→ TASK OBJECTIVE
Copy exactly, and only, the lines below from the first through the one containing "</desktop-shell>", both included; pictures are omitted.
[START MATERIAL PROVIDED]
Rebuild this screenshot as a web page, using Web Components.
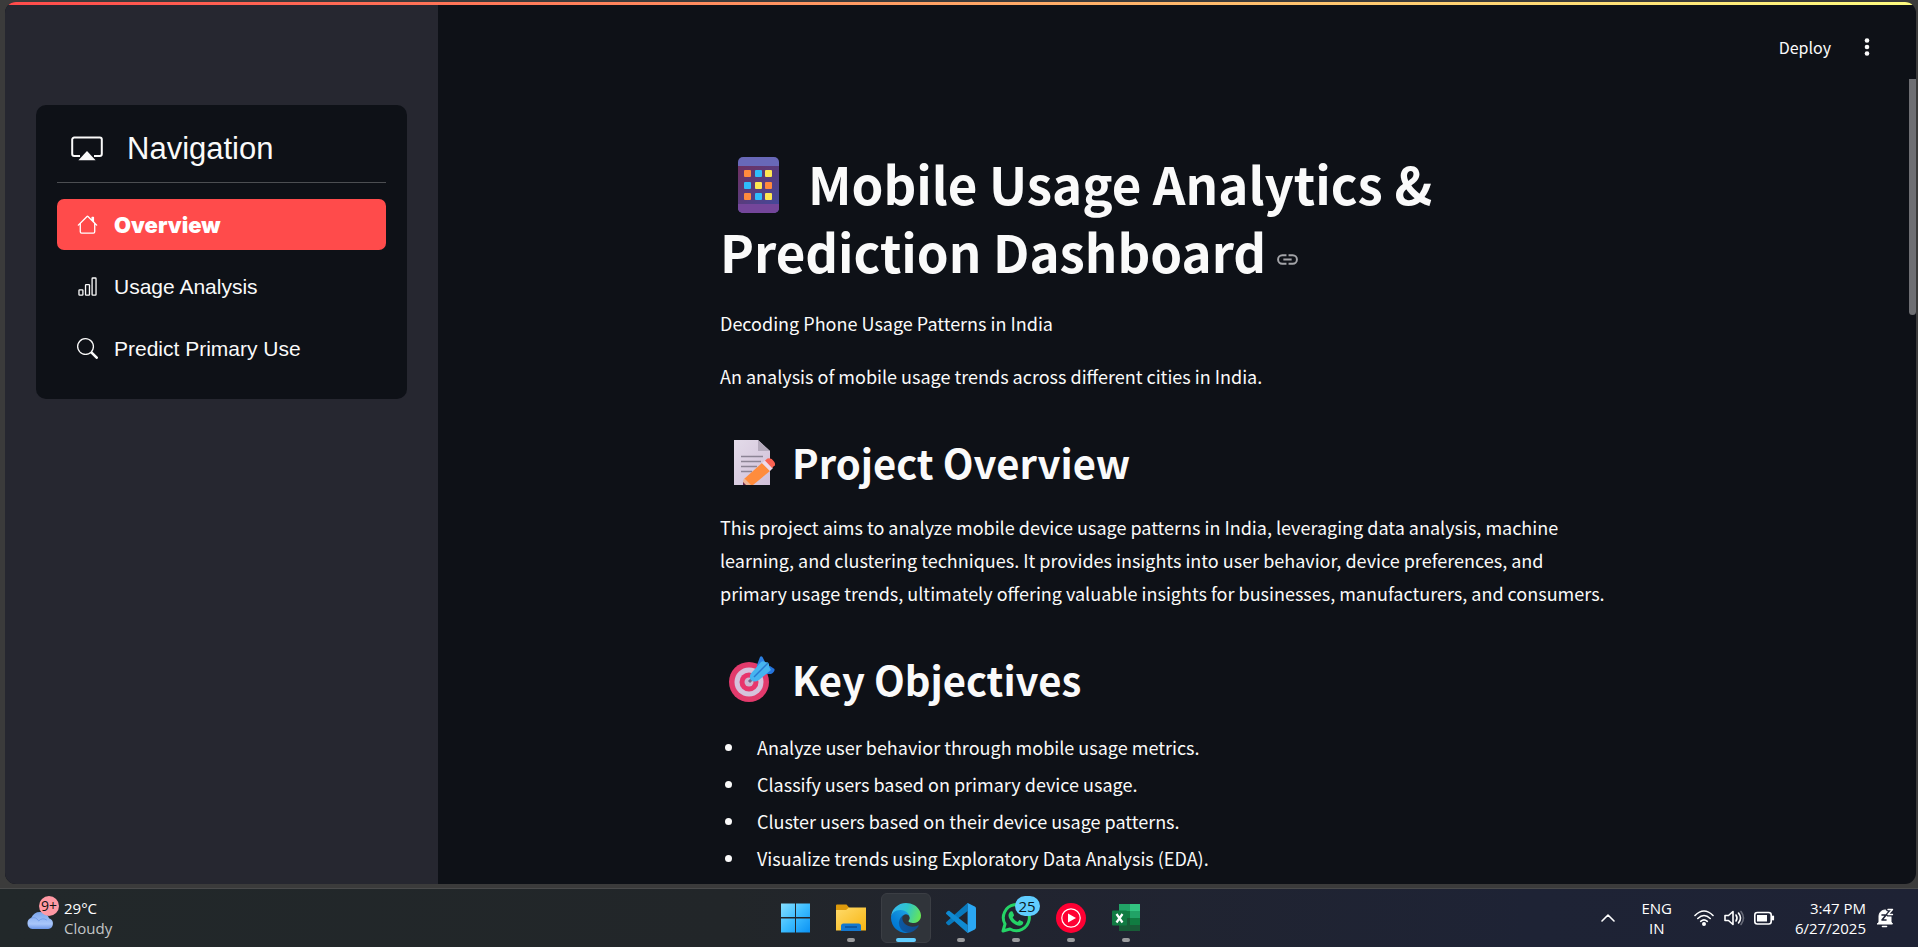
<!DOCTYPE html>
<html lang="en">
<head>
<meta charset="utf-8">
<title>Mobile Usage Analytics</title>
<style>
html, body { margin: 0; height: 100%; }
body { background: #3b3b3b; color: #fafafa; font-family: "Noto Sans CJK SC", "Noto Sans", sans-serif; }
</style>
</head>
<body>
<desktop-shell>
  <app-window slot="window">
    <nav-menu slot="sidebar" heading="Navigation">
      <nav-item icon="house" active>Overview</nav-item>
      <nav-item icon="bars">Usage Analysis</nav-item>
      <nav-item icon="search">Predict Primary Use</nav-item>
    </nav-menu>
    <app-toolbar slot="toolbar"></app-toolbar>
    <dashboard-article></dashboard-article>
  </app-window>
  <task-bar slot="taskbar"></task-bar>
</desktop-shell>

<script>
function define(name, html, setup) {
  const template = document.createElement('template');
  template.innerHTML = html;
  customElements.define(name, class extends HTMLElement {
    constructor() {
      super();
      this.attachShadow({ mode: 'open' }).append(template.content.cloneNode(true));
    }
    connectedCallback() { if (setup) setup(this, this.shadowRoot); }
  });
}

const NAV_ICONS = {
  cast: '<path d="M4.500 11.500H1.600A1 1 0 0 1 .600 10.500V3.300A1 1 0 0 1 1.600 2.300h12.800a1 1 0 0 1 1 1v7.200a1 1 0 0 1-1 1h-2.900" fill="none" stroke="currentColor"/><path d="m8 9 4.300 4.600H3.700z"/>',
  house: '<path d="M8.707 1.5a1 1 0 0 0-1.414 0L.646 8.146a.5.5 0 0 0 .708.708L2 8.207V13.5A1.5 1.5 0 0 0 3.5 15h9a1.5 1.5 0 0 0 1.5-1.5V8.207l.646.647a.5.5 0 0 0 .708-.708L13 5.793V2.5a.5.5 0 0 0-.5-.5h-1a.5.5 0 0 0-.5.5v1.293zM13 7.207V13.5a.5.5 0 0 1-.5.5h-9a.5.5 0 0 1-.5-.5V7.207l5-5z"/>',
  bars: '<path d="M4 11H2v3h2zm5-4H7v7h2zm5-5v12h-2V2zm-2-1a1 1 0 0 0-1 1v12a1 1 0 0 0 1 1h2a1 1 0 0 0 1-1V2a1 1 0 0 0-1-1zM6 7a1 1 0 0 1 1-1h2a1 1 0 0 1 1 1v7a1 1 0 0 1-1 1H7a1 1 0 0 1-1-1zm-5 4a1 1 0 0 1 1-1h2a1 1 0 0 1 1 1v3a1 1 0 0 1-1 1H2a1 1 0 0 1-1-1z"/>',
  search: '<path d="M11.742 10.344a6.5 6.5 0 1 0-1.397 1.398h-.001q.044.06.098.115l3.85 3.85a1 1 0 0 0 1.415-1.414l-3.85-3.85a1 1 0 0 0-.115-.1zM12 6.5a5.5 5.5 0 1 1-11 0 5.5 5.5 0 0 1 11 0"/>'
};

define('desktop-shell', `
<style>
  :host { display: grid; grid-template-rows: minmax(0, 1fr) auto; height: 100vh; }
  .window { min-height: 0; padding: 2px 2px 4px 5px; }
</style>
<div class="window"><slot name="window"></slot></div>
<slot name="taskbar"></slot>`);

define('app-window', `
<style>
  :host { display: grid; grid-template-columns: 433px minmax(0, 1fr); height: 100%; position: relative;
    overflow: hidden; border-radius: 11px; background: #0e1117; }
  .progress { position: absolute; top: 0; left: 0; right: 0; height: 3px;
    background: linear-gradient(90deg, #ff4b4b, #fffd80); }
  aside { background: #262730; padding: 103px 31px 0; }
  main { min-width: 0; overflow: hidden; }
  .thumb { position: absolute; top: 77px; right: 0; width: 7px; height: 236px; background: #6e6f73; border-radius: 0 0 4px 4px; }
</style>
<aside><slot name="sidebar"></slot></aside>
<main><slot name="toolbar"></slot><slot></slot></main>
<div class="progress"></div>
<div class="thumb"></div>`);

define('nav-menu', `
<style>
  :host { display: block; background: #0e1117; border-radius: 10px; padding: 22px 21px 25px;
    font-family: "Liberation Sans", Arial, sans-serif; }
  header { display: flex; align-items: center; gap: 24px; padding: 0 14px 11px; height: 44px; border-bottom: 1px solid #4c4e52; }
  svg { width: 32px; height: 32px; fill: #fafafa; color: #fafafa; }
  h2 { margin: 0; font-size: 31px; line-height: 44px; font-weight: 400; }
  nav { display: grid; gap: 11px; padding-top: 16px; }
</style>
<header><svg viewBox="0 0 16 16">${NAV_ICONS.cast}</svg><h2></h2></header>
<nav><slot></slot></nav>`, (el, root) => {
  root.querySelector('h2').textContent = el.getAttribute('heading');
});

define('nav-item', `
<style>
  :host { display: block; }
  a { display: flex; align-items: center; gap: 16px; height: 51px; padding: 0 20px; border-radius: 7px;
    color: #fafafa; text-decoration: none; font-size: 21px; line-height: 30px; }
  svg { width: 21px; height: 21px; fill: currentColor; flex: none; }
  :host([active]) a { background: #ff4b4b; color: #fff; font-family: Inter, "Liberation Sans", sans-serif; font-size: 22px; font-weight: 900; }
</style>
<a href="#"><svg viewBox="0 0 16 16"></svg><span><slot></slot></span></a>`, (el, root) => {
  root.querySelector('svg').innerHTML = NAV_ICONS[el.getAttribute('icon')];
});

define('app-toolbar', `
<style>
  :host { display: flex; justify-content: flex-end; align-items: center; gap: 26px; height: 61px; padding: 14px 39px 0; }
  button { border: 0; padding: 0; background: none; color: #fafafa; font: 16px/24px "Noto Sans CJK SC", sans-serif; }
  svg { display: block; width: 20px; height: 20px; fill: #fafafa; }
</style>
<button>Deploy</button>
<button aria-label="Main menu"><svg viewBox="0 0 20 20"><circle cx="10" cy="3.500" r="2.300"/><circle cx="10" cy="10" r="2.300"/><circle cx="10" cy="16.500" r="2.300"/></svg></button>`);

define('dashboard-article', `
<style>
  :host { display: block; max-width: 914px; margin: 0 auto; padding-top: 72px; }
  h1, h2, p, ul { margin: 0; color: #fafafa; }
  h1 { font-size: 51px; line-height: 68px; font-weight: 700; margin-bottom: 22px; }
  h2 { display: flex; align-items: center; font-size: 40px; line-height: 56px; font-weight: 700; margin: 41px 0 21px; }
  p, li { font-size: 18px; line-height: 33px; }
  p { max-width: 890px; }
  p + p { margin-top: 20px; }
  ul { display: grid; gap: 4px; padding: 3px 0 0 5px; list-style: none; }
  li { display: flex; align-items: center; gap: 25px; }
  li::before { content: ""; width: 7px; height: 7px; border-radius: 50%; background: #fafafa; }
  h1 .emoji { width: 41px; height: 56px; margin: 0 29px 0 18px; vertical-align: -8px; }
  h2 .emoji { width: 46px; height: 46px; margin: 0 17px 0 9px; }
  .link { display: inline-block; margin-left: 9px; vertical-align: 1px; }
  .link svg { display: block; width: 25px; height: 25px; fill: #a3a4a8; }
</style>
<h1><svg class="emoji" viewBox="0 0 41 56">
  <defs><linearGradient id="scr" x1="0" y1="0" x2="1" y2="1"><stop offset="0" stop-color="#6e3060"/><stop offset="1" stop-color="#44489a"/></linearGradient></defs>
  <rect width="41" height="56" rx="5" fill="#6868b8"/><path d="M0 46h41v5a5 5 0 0 1-5 5H5a5 5 0 0 1-5-5z" fill="#74469a"/>
  <rect y="9" width="41" height="38" fill="url(#scr)"/>
  <g fill="#ff8a3d"><rect x="6" y="13" width="7" height="7" rx="1"/><rect x="27" y="25" width="7" height="7" rx="1"/><rect x="6" y="36" width="7" height="7" rx="1"/></g>
  <g fill="#2fbdfc"><rect x="17" y="13" width="7" height="7" rx="1"/><rect x="6" y="25" width="7" height="7" rx="1"/><rect x="17" y="36" width="7" height="7" rx="1"/></g>
  <g fill="#ffe752"><rect x="27" y="13" width="7" height="7" rx="1"/><rect x="17" y="25" width="7" height="7" rx="1"/><rect x="27" y="36" width="7" height="7" rx="1"/></g>
</svg>Mobile Usage Analytics &amp; Prediction Dashboard<a class="link" href="#" aria-label="Link to heading"><svg viewBox="0 0 24 24"><path d="M3.900 12A3.100 3.100 0 0 1 7 8.900h4V7H7a5 5 0 0 0 0 10h4v-1.900H7A3.100 3.100 0 0 1 3.900 12zM8 13h8v-2H8zm9-6h-4v1.900h4a3.100 3.100 0 0 1 0 6.200h-4V17h4a5 5 0 0 0 0-10z"/></svg></a></h1>
<p>Decoding Phone Usage Patterns in India</p>
<p>An analysis of mobile usage trends across different cities in India.</p>
<h2><svg class="emoji" viewBox="0 0 46 46">
  <defs><linearGradient id="pg" x1="0" y1="0" x2="1" y2="1"><stop offset="0" stop-color="#e3dbe9"/><stop offset="1" stop-color="#d0bfd8"/></linearGradient></defs>
  <path d="M5 1h24l12 11v34H5z" fill="url(#pg)"/><path d="M29 1l12 11H29z" fill="#b5abbd"/>
  <path d="M12 17.500h22M12 22.500h20M12 27.500h16M12 32.500h11" stroke="#8c8495" stroke-width="1.600"/>
  <path d="M14 46l1-6 18-16 8 8-17 14z" fill="#ff8c3c"/><path d="M14 46l1-7 7 7z" fill="#efb595"/><path d="M14 46v-3l3 3z" fill="#6a2b50"/>
  <path d="M33 24l3-2.600 8 7.500-3 3z" fill="#f0dbe9"/><path d="M36 21.500l2.500-2q4-1 6.500 3t0 4.500L43 29z" fill="#fa6252"/>
</svg>Project Overview</h2>
<p>This project aims to analyze mobile device usage patterns in India, leveraging data analysis, machine learning, and clustering techniques. It provides insights into user behavior, device preferences, and primary usage trends, ultimately offering valuable insights for businesses, manufacturers, and consumers.</p>
<h2><svg class="emoji" viewBox="0 0 46 46">
  <circle cx="20" cy="26" r="20" fill="#e23a6c"/><circle cx="20" cy="26" r="14.500" fill="#d5c2dc"/><circle cx="20" cy="26" r="9.500" fill="#e8356c"/><circle cx="20" cy="26" r="4.500" fill="#cbb8d2"/>
  <path d="M20 26l6-6" stroke="#77658a" stroke-width="3"/>
  <path d="M28 9L31 1q1-1.500 2.500 0L36 6v9L28 12z" fill="#2b80e3"/>
  <path d="M33 18l9 0q4-2 3.500-5L41 10l-7 1z" fill="#2574dc"/>
  <path d="M22 24q-2-2-.5-6L32 6q2-1.500 4 0l3 .5q1.500 2 1 4L42 14 30 24q-5 3-8 0z" fill="#46b4ef"/>
  <path d="M25 21L39 7" stroke="#2878d0" stroke-width="1.500"/>
</svg>Key Objectives</h2>
<ul>
  <li>Analyze user behavior through mobile usage metrics.</li>
  <li>Classify users based on primary device usage.</li>
  <li>Cluster users based on their device usage patterns.</li>
  <li>Visualize trends using Exploratory Data Analysis (EDA).</li>
</ul>`);

define('task-icon', `
<style>
  :host { display: block; }
  button { position: relative; display: grid; place-items: center; width: 50px; height: 50px; padding: 0; border: 1px solid transparent; border-radius: 6px; background: none; }
  ::slotted(svg) { width: 30px; height: 30px; display: block; }
  button::after { content: ""; position: absolute; bottom: 0; width: 8px; height: 4px; border-radius: 2px; background: #9a9b9d; }
  :host([idle]) button::after { display: none; }
  :host([active]) button { background: #30343a; border-color: #3b3e44; }
  :host([active]) button::after { width: 20px; background: #60cdff; }
  .badge { position: absolute; top: 2px; left: 23px; height: 20px; padding: 0 4px; border-radius: 10px; background: #60cdff; color: #0a1a24; font: 15px/20px "Open Sans", sans-serif; }
  .badge:empty { display: none; }
</style>
<button><slot></slot><span class="badge"></span></button>`, (el, root) => {
  root.querySelector('button').setAttribute('aria-label', el.getAttribute('label'));
  root.querySelector('.badge').textContent = el.getAttribute('badge') || '';
});

define('task-bar', `
<style>
  :host { display: grid; grid-template-columns: 1fr auto 1fr; align-items: center; height: 58px; border-top: 1px solid #4a4b4c;
    background: linear-gradient(90deg, #22282a 0%, #222629 38%, #21242f 52%, #1e2335 80%, #1e2234 100%);
    font: 15px/20px "Open Sans", sans-serif; color: #fff; }
  .weather { display: flex; align-items: center; gap: 9px; padding-left: 25px; }
  .weather .pic { position: relative; width: 30px; height: 42px; }
  .weather svg { position: absolute; left: 0; top: 13px; width: 30px; height: 20px; }
  .count { position: absolute; left: 14px; top: -1px; width: 20px; height: 20px; border-radius: 50%; background: #ff99a4; color: #111; font-size: 14px; text-align: center; }
  .muted { color: #c3c5c6; }
  .apps { display: flex; gap: 5px; padding-left: 3px; }
  .tray { display: flex; align-items: center; justify-content: flex-end; padding-right: 24px; }
  .tray svg { display: block; fill: none; stroke: #fff; stroke-width: 1.600; stroke-linecap: round; stroke-linejoin: round; }
  .chev { width: 14px; height: 8px; margin-right: 26px; }
  .lang { text-align: center; margin-right: 21px; }
  .wifi, .vol, .bat { width: 22px; height: 18px; margin-right: 8px; }
  .bat { margin-right: 20px; }
  .clock { text-align: right; margin-right: 10px; }
  .bell { width: 18px; height: 20px; }
</style>
<div class="weather">
  <div class="pic">
    <svg viewBox="0 0 31 22"><defs><linearGradient id="cl" x1="0" y1="0" x2="0" y2="1"><stop offset="0" stop-color="#7ba6ec"/><stop offset=".7" stop-color="#a9c6fa"/><stop offset="1" stop-color="#6c96e8"/></linearGradient></defs>
    <path d="M7 21a6.500 6.500 0 0 1-1-12.500A10.500 10.500 0 0 1 25.500 9 6.200 6.200 0 0 1 24.500 21z" fill="url(#cl)"/><path d="M6 9q5-2 8 3 4-4 9-1" fill="none" stroke="#6f9ae8"/></svg>
    <span class="count">9+</span>
  </div>
  <div><div>29°C</div><div class="muted">Cloudy</div></div>
</div>
<div class="apps">
  <task-icon idle label="Start"><svg viewBox="0 0 30 30"><defs><linearGradient id="win" x1="0" y1="0" x2="1" y2="1"><stop offset="0" stop-color="#86dfff"/><stop offset=".5" stop-color="#3cbcff"/><stop offset="1" stop-color="#0a92f4"/></linearGradient></defs><path d="M0 .500h14V14H0zM15 .500H29V14H15zM0 15.500h14V29.500H0zM15 15.500H29V29.500H15z" fill="url(#win)"/></svg></task-icon>
  <task-icon label="File Explorer"><svg viewBox="0 0 30 30"><defs><linearGradient id="fo" x1="0" y1="0" x2="1" y2="1"><stop offset="0" stop-color="#ffdb6b"/><stop offset="1" stop-color="#f7b512"/></linearGradient></defs><path d="M0 2.500A1 1 0 0 1 1 1.500h9.500l3 3.500H30v5H0z" fill="#dd9a0c"/><path d="M0 7h10l3-2.500h17v23H0z" fill="url(#fo)"/><path d="M5 28v-5a2.500 2.500 0 0 1 2.500-2.500h15A2.500 2.500 0 0 1 25 23v5z" fill="#1478cf"/><path d="M9 24h12" stroke="#0c4f94" stroke-width="1.500"/></svg></task-icon>
  <task-icon active label="Microsoft Edge"><svg viewBox="0 0 256 256"><defs>
    <linearGradient id="e1" x1="63" y1="177" x2="242" y2="177" gradientUnits="userSpaceOnUse"><stop offset="0" stop-color="#0c59a4"/><stop offset="1" stop-color="#114a8b"/></linearGradient>
    <linearGradient id="e2" x1="157" y1="98" x2="46" y2="220" gradientUnits="userSpaceOnUse"><stop offset="0" stop-color="#1b9de2"/><stop offset=".2" stop-color="#1595df"/><stop offset=".7" stop-color="#0680d7"/><stop offset="1" stop-color="#0078d4"/></linearGradient>
    <linearGradient id="e4" x1="20" y1="40" x2="256" y2="130" gradientUnits="userSpaceOnUse"><stop offset="0" stop-color="#35b9ef"/><stop offset=".45" stop-color="#2fc5c9"/><stop offset="1" stop-color="#6be84c"/></linearGradient></defs>
    <path d="M231 190.500c-3.400 1.800-6.900 3.300-10.500 4.700a101.900 101.900 0 0 1-35.900 6.500c-47.300 0-88.500-32.500-88.500-74.300a31.500 31.500 0 0 1 16.400-27.300c-42.800 1.800-53.800 46.400-53.800 72.500 0 73.900 68.100 81.400 82.800 81.400 7.900 0 19.800-2.300 27-4.600l1.300-.4a128.300 128.300 0 0 0 66.600-52.800 4 4 0 0 0-5.400-5.700z" fill="url(#e1)"/>
    <path d="M105.700 241.400a79.200 79.200 0 0 1-22.700-21.300 80.700 80.700 0 0 1 29.500-120c3.200-1.500 8.500-4.100 15.600-4a32.400 32.400 0 0 1 25.700 13 31.900 31.900 0 0 1 6.300 18.700c0-.2 24.500-79.600-80-79.600C36 48.200 0 89.800 0 126.300a130.500 130.500 0 0 0 12.100 56 128 128 0 0 0 156.400 67 75.500 75.500 0 0 1-62.800-7.900z" fill="url(#e2)"/>
    <path d="M152.300 148.900c-.8 1-3.300 2.500-3.300 5.700 0 2.600 1.700 5.100 4.700 7.200 14.400 10 41.500 8.700 41.600 8.700a59.600 59.600 0 0 0 30.300-8.300A61.400 61.400 0 0 0 256 109.200c.3-22.400-8-37.300-11.300-43.900C223.500 23.900 177.700 0 128 0A128 128 0 0 0 0 126.200c.5-36.500 36.800-66 80-66 3.500 0 23.500.3 42 10 16.300 8.600 24.900 18.900 30.800 29.200 6.200 10.700 7.300 24.100 7.300 29.500 0 5.300-2.700 13.300-7.800 20z" fill="url(#e4)"/></svg></task-icon>
  <task-icon label="Visual Studio Code"><svg viewBox="0 0 100 100"><path d="M71 99l25-12V13L71 1 29 40 11 26 3 30v40l8 4 18-14zM72 27v46L41 50zM11 38l12 12-12 12z" fill="none"/><path d="M72 2v25L11 74q-3 1-5-1l-5-5q-2-3 0-5L68 3z" fill="#0879bd"/><path d="M72 98V73L11 26q-3-1-5 1l-5 5q-2 3 0 5l67 60z" fill="#0f8ad2"/><path d="M69 1q2-1 5 0l22 11q4 2 4 6v64q0 4-4 6L74 99q-3 1-5 0 3-1 3-5V6q0-4-3-5z" fill="#2aa7f3"/></svg></task-icon>
  <task-icon label="WhatsApp" badge="25"><svg viewBox="0 0 30 30"><path d="M2 28l2-7A13 13 0 1 1 9 26z" fill="none" stroke="#25d366" stroke-width="3" stroke-linejoin="round"/><path d="M8.500 9.500c1.500-2 3-1.500 3.500 0l1 2.500c.300 1-.8 1.600-1.300 2.500 1.300 2.300 3 3.600 5 4.500l1.700-1.900 3.600 1.700c1 2-1.500 4-3.500 4-5.500-.5-10.500-5.500-11-10 0-1.300.3-2.500 1-3.300z" fill="#25d366"/></svg></task-icon>
  <task-icon label="YouTube Music"><svg viewBox="0 0 30 30"><circle cx="15" cy="15" r="15" fill="#ff0033"/><circle cx="15" cy="15" r="9.200" fill="none" stroke="#fff" stroke-width="1.200"/><path d="M12 10.500l8 4.500-8 4.500z" fill="#fff"/></svg></task-icon>
  <task-icon label="Excel"><svg viewBox="0 0 30 30"><path d="M8 1h11v7H8z" fill="#21a366"/><path d="M19 1h10v7H19z" fill="#33c481"/><path d="M8 8h11v7H8z" fill="#107c41"/><path d="M19 8h10v7H19z" fill="#21a366"/><path d="M8 15h11v13H8z" fill="#185c37"/><path d="M19 15h10v7H19z" fill="#107c41"/><path d="M19 22h10v6H19z" fill="#185c37"/><rect x="1" y="7.500" width="15" height="15" rx="1" fill="#117b43"/><path d="M5.500 11l6 8.500M11.500 11l-6 8.500" stroke="#fff" stroke-width="2.200"/></svg></task-icon>
</div>
<div class="tray">
  <svg class="chev" viewBox="0 0 14 8"><path d="M1 7l6-6 6 6"/></svg>
  <div class="lang"><div>ENG</div><div>IN</div></div>
  <svg class="wifi" viewBox="0 0 22 18"><path d="M2 6.500q9-9 18 0M4.800 9.500q6.200-6 12.400 0M7.700 12.300q3.300-3 6.600 0"/><circle cx="11" cy="15" r="1.200" fill="#fff"/></svg>
  <svg class="vol" viewBox="0 0 22 18"><path d="M2 6.500h3.500L10 2.500v13l-4.500-4H2zM13 6q2 3 0 6M15.500 4q4 5 0 10"/><path d="M18 2.500q5 6.500 0 13" stroke="#686b78"/></svg>
  <svg class="bat" viewBox="0 0 22 18"><rect x="1.800" y="3.500" width="16.400" height="11.500" rx="2.500"/><rect x="4" y="6" width="10" height="6.500" fill="#fff" stroke="none"/><path d="M20 7.500v3" stroke-width="2.200"/></svg>
  <div class="clock"><div>3:47 PM</div><div>6/27/2025</div></div>
  <svg class="bell" viewBox="0 0 18 20"><path d="M3 14V8a6 6 0 0 1 12 0v6l1.500 2H1.500z" fill="#fff" stroke-width="1"/><path d="M6.500 18.500h4" /><path d="M6 7h4l-4 5h4" stroke="#1e2234"/><path d="M12 1.500h4.500L12 6.500h4.500" stroke="#1e2234" stroke-width="4"/><path d="M12 1.500h4.500L12 6.500h4.500" stroke-width="1.400"/></svg>
</div>`);
</script>
</body>
</html>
[END MATERIAL PROVIDED]
→ RESULT
Rebuild this screenshot as a web page, using Web Components.
<!DOCTYPE html>
<html lang="en">
<head>
<meta charset="utf-8">
<title>Mobile Usage Analytics</title>
<style>
html, body { margin: 0; height: 100%; }
body { background: #3b3b3b; color: #fafafa; font-family: "Noto Sans CJK SC", "Noto Sans", sans-serif; }
</style>
</head>
<body>
<desktop-shell>
  <app-window slot="window">
    <nav-menu slot="sidebar" heading="Navigation">
      <nav-item icon="house" active>Overview</nav-item>
      <nav-item icon="bars">Usage Analysis</nav-item>
      <nav-item icon="search">Predict Primary Use</nav-item>
    </nav-menu>
    <app-toolbar slot="toolbar"></app-toolbar>
    <dashboard-article></dashboard-article>
  </app-window>
  <task-bar slot="taskbar"></task-bar>
</desktop-shell>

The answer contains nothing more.